If you can’t answer those quickly, everything slows down: debugging, support, even just understanding what’s going on. We built our naming conventions around solving that problem. Every resource name tells you the service, the environment, and the region. Nothing clever or cryptic, just consistent and obvious. It sounds small, but it makes a big difference when you’re dealing with hundreds (or thousands) of resources. You don’t need to dig through dashboards or documentation just to figure out what you’re looking at, you can see it straight away.

Security

The next big area I had to think about right from the start was security. And yeah… it’s probably everyone’s least favourite topic in tech. It’s easy to say “let’s just lock everything down,” but if you go too far, you end up slowing engineering teams down to the point where they avoid the platform altogether, or they look for those loopholes and workarounds, which is exactly what you don’t want. Getting this balance right early on can save a lot of pain later.

That said, security is never a one-and-done thing. It’s always evolving as your platform grows, but putting some solid thinking into it from the beginning makes it much easier to manage over time. A lot of our approach came from experience of seeing how things were done in larger organisations and thinking, "I don’t want us to end up like that". So we started simple. What does everyone actually need?

The answer was visibility.

Most engineers don’t need full access, they just need to understand what’s there. What’s running, where it is, and how things are connected. That alone solves a lot of day-to-day friction.

We made a conscious decision to default to read access for infrastructure, but with clear boundaries. For example, engineers shouldn’t be able to read sensitive data in client environments without a proper break-glass process. The same goes for logs in higher environments - access to those environments needs to be controlled and approved.

We introduced a baseline “infrastructure reader” level of access that gives visibility into what resources exist and what they’re doing, without exposing anything sensitive. Anything beyond that, especially in higher environments, has to go through a controlled, auditable process using privileged identity management (PIM). This means that a user has to request and be approved for higher rights rather than having them by default. Every step up in access is intentional, time-bound, and traceable. At its core, everything was built around least privilege but in a way that doesn’t get in the way of people just trying to do their job.

The iterative process

Finally and perhaps most importantly when you are making every single decision on that blank canvas, you have to be willing to accept when you get it wrong.

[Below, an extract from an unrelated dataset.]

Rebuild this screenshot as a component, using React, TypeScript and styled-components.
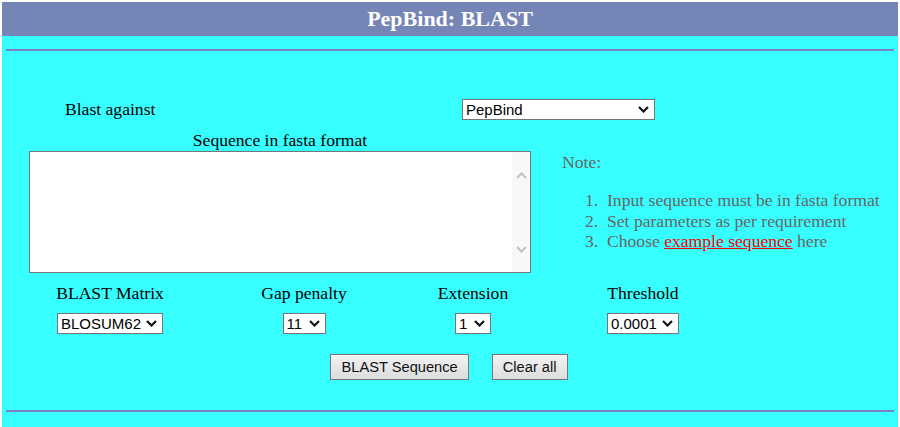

Not in a “give up and walk away” sense, but in recognising that your first idea is rarely the one that sticks.

At the start of this post, I mentioned that it’s easy to look at an inherited legacy platform and wonder, “Why did they do it like this?” But when you're building from scratch, you quickly realise how those decisions happen. An implementation that made perfect sense in a past role, or one that a cloud provider highly recommends, might completely miss the mark for your current engineers. I’ve lost count of how many things we thought would work perfectly the first time, only to realise they made sense for someone else’s environment, not ours.

That’s just the reality of building from the ground up. It’s an iterative process. You try things, you learn, you adjust, and you move forward. Even with a clean slate, I still made mistakes along the way.

And honestly, that’s where the true value lies. When you’ve seen firsthand what doesn’t work, it fortifies your architecture. You aren't just blindly following trends to meet those strict financial compliance requirements; you deeply understand the trade-offs. You know exactly why a particular security model, access control, or connectivity architecture or service was chosen because you’ve tested the alternatives and learned from countless POCs and trial-and-error runs or even your first implementation that after a few weeks you realised wouldn't scale.

You’re not going to get it right the first time, and that’s exactly how it should be. Platforms aren’t designed flawlessly in one go. They’re shaped by the mistakes you’re willing to learn from. We set out to build a platform that was secure, auditable, and genuinely usable for our engineers without them needing to find workarounds. We didn't achieve that on day one, but by embracing the trial and error of the blank canvas, we ensured we were building a solid foundation and not just another inherited mess for the next team to fix.